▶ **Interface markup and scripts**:
--------

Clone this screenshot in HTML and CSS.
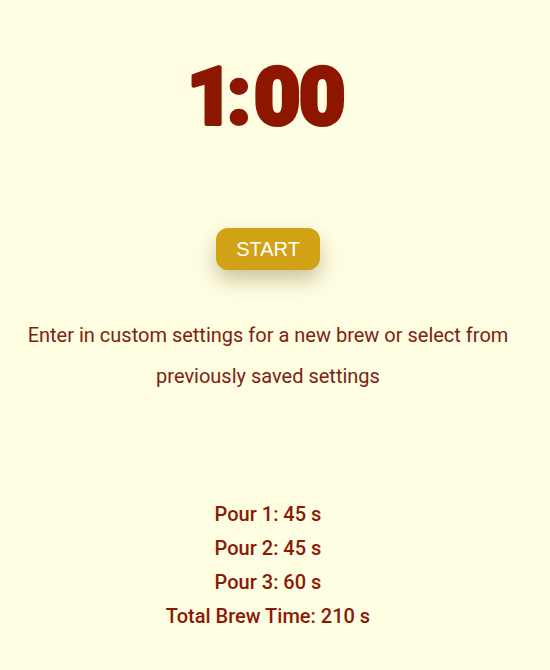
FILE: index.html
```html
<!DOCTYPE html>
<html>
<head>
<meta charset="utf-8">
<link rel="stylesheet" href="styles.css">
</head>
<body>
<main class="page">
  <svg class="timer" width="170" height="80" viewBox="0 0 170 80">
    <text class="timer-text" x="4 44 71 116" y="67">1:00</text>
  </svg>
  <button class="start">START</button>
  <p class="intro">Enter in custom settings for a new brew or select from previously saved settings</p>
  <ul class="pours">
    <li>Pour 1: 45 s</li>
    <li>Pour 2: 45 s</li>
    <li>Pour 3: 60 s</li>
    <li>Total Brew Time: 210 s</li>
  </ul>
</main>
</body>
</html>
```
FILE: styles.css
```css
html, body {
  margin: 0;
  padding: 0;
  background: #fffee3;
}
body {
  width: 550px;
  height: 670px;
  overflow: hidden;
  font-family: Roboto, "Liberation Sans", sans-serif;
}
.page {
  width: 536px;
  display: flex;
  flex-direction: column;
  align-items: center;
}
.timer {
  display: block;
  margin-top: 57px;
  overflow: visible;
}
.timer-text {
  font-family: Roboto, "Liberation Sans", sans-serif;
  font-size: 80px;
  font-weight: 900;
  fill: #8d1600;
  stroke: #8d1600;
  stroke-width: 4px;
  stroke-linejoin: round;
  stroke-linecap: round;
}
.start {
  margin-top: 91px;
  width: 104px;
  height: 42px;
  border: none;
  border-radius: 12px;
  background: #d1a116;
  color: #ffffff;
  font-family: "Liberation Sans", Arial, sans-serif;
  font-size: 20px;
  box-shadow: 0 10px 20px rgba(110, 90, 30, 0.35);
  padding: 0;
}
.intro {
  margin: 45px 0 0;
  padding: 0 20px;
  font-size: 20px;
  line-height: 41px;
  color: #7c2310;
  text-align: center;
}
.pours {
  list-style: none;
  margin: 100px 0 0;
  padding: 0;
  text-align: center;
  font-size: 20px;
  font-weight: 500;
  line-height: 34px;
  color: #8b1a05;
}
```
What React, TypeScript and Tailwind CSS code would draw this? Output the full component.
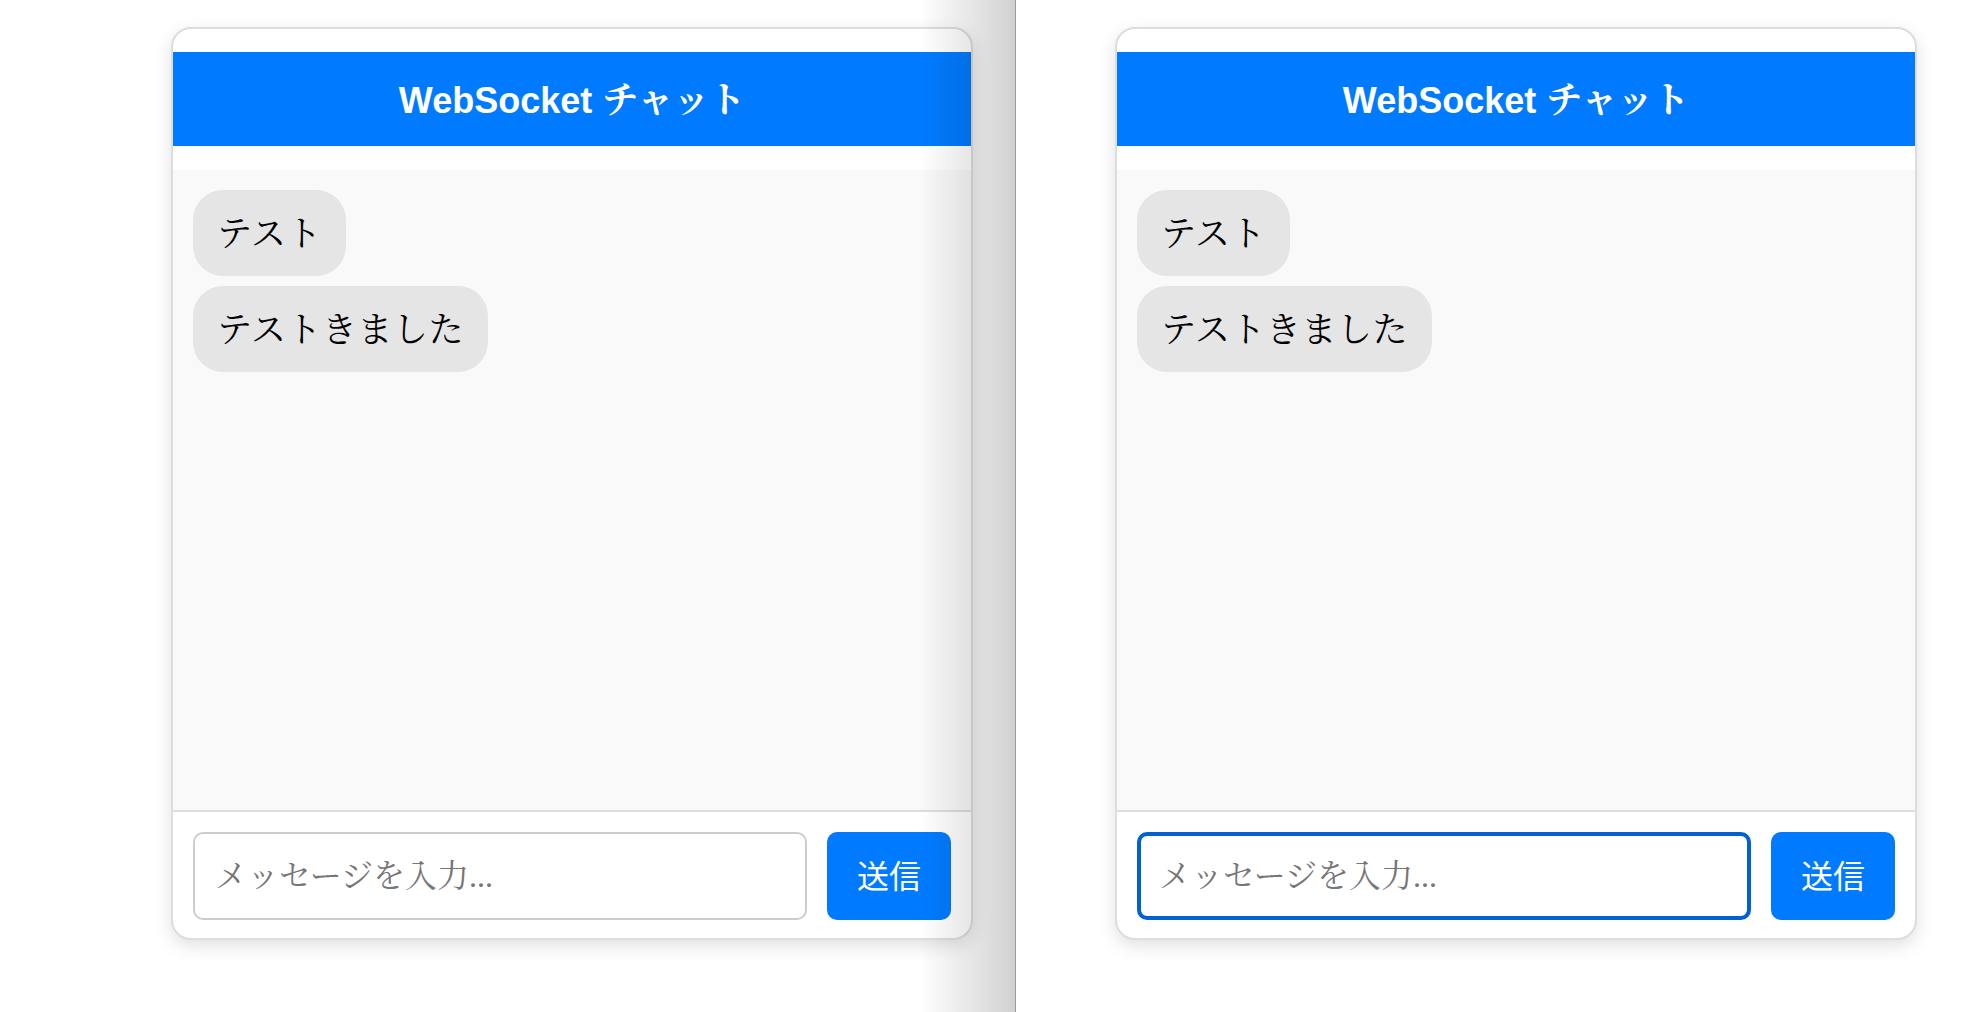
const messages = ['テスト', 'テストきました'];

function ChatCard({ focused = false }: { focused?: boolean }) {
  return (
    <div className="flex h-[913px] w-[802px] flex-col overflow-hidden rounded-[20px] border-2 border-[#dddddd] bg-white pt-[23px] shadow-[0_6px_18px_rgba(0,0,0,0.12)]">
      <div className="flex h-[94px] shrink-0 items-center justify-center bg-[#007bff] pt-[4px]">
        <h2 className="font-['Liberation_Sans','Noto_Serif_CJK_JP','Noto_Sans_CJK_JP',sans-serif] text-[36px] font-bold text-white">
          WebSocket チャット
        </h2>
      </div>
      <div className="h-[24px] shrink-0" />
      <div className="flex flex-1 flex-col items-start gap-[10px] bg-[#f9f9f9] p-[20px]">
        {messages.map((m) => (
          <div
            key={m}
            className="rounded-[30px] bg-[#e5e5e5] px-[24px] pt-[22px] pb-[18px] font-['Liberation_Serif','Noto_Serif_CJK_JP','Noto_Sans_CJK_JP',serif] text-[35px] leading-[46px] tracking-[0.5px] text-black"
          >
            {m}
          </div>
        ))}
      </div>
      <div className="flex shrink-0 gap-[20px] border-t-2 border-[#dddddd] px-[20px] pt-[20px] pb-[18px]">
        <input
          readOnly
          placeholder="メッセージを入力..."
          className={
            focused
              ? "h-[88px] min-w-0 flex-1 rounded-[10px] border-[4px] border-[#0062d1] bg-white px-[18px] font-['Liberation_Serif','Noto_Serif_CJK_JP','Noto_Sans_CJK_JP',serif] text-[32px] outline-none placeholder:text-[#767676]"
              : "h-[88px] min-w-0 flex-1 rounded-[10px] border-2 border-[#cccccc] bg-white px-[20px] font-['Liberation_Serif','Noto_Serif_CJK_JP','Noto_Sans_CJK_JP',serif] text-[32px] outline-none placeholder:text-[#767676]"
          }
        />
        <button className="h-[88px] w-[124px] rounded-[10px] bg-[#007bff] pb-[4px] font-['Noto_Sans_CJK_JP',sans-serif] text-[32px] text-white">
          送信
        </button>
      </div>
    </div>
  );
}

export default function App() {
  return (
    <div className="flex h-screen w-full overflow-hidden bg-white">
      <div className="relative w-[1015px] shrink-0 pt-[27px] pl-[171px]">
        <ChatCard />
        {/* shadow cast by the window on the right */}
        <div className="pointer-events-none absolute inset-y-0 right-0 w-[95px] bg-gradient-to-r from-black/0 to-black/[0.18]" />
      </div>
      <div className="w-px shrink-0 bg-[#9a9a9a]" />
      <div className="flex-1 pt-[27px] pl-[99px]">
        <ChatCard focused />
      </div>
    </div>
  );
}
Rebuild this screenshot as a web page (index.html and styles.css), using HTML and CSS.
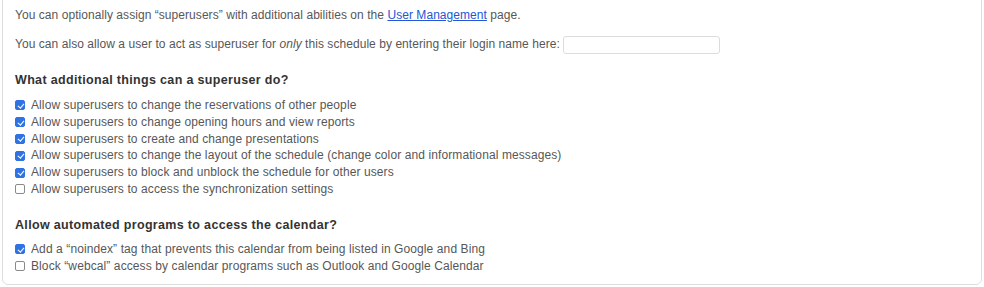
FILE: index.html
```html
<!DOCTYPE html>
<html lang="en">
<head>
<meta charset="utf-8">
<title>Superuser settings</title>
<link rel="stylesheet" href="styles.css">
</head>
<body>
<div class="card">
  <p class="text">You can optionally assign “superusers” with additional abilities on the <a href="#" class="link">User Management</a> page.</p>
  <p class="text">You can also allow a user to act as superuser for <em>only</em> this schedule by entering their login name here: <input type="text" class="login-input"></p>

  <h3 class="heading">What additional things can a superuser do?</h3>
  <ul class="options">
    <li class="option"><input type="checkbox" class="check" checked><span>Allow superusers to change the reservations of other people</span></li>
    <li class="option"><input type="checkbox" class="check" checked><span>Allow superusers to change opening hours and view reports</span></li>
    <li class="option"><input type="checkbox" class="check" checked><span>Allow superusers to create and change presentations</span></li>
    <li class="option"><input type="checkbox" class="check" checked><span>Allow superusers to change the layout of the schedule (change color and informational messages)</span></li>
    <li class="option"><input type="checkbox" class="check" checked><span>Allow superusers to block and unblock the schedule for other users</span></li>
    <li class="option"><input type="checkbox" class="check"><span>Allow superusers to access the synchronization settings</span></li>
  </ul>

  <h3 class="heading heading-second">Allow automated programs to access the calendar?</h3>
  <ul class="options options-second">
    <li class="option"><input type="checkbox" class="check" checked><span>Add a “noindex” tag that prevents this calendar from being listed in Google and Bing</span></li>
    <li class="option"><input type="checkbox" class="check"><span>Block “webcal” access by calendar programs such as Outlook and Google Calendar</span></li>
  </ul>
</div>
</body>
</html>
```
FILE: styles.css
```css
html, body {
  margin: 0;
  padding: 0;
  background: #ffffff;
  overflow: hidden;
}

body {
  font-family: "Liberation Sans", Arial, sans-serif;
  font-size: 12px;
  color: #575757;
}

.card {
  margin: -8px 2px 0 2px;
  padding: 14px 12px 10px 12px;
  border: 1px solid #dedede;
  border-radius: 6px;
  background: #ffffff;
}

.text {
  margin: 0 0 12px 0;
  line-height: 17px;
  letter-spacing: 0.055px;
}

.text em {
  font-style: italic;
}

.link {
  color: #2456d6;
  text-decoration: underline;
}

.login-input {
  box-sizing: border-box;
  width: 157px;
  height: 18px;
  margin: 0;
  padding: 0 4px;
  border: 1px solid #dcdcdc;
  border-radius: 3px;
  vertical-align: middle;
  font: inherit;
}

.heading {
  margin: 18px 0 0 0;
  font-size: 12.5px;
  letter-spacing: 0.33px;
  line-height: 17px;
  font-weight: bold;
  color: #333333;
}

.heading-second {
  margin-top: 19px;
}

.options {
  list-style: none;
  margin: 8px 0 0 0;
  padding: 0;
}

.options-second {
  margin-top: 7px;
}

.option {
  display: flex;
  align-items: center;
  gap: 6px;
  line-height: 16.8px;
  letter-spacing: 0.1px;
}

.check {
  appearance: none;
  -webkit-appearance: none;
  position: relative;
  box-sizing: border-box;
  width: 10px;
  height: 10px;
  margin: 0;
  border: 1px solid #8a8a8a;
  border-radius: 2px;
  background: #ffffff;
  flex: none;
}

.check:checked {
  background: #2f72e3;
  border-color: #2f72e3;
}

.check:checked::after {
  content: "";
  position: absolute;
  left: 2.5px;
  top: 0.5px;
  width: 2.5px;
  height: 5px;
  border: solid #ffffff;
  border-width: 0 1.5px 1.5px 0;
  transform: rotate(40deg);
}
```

--------

▶ **TASK GOAL**:
Leaving out all pictures, set down exactly the lines of the material above, from the line with "What React, TypeScript" to the line with "const messages = ['テスト', 'テストきました'];" inclusive, and no others.

▶ **TASK SOLUTION**:
What React, TypeScript and Tailwind CSS code would draw this? Output the full component.
const messages = ['テスト', 'テストきました'];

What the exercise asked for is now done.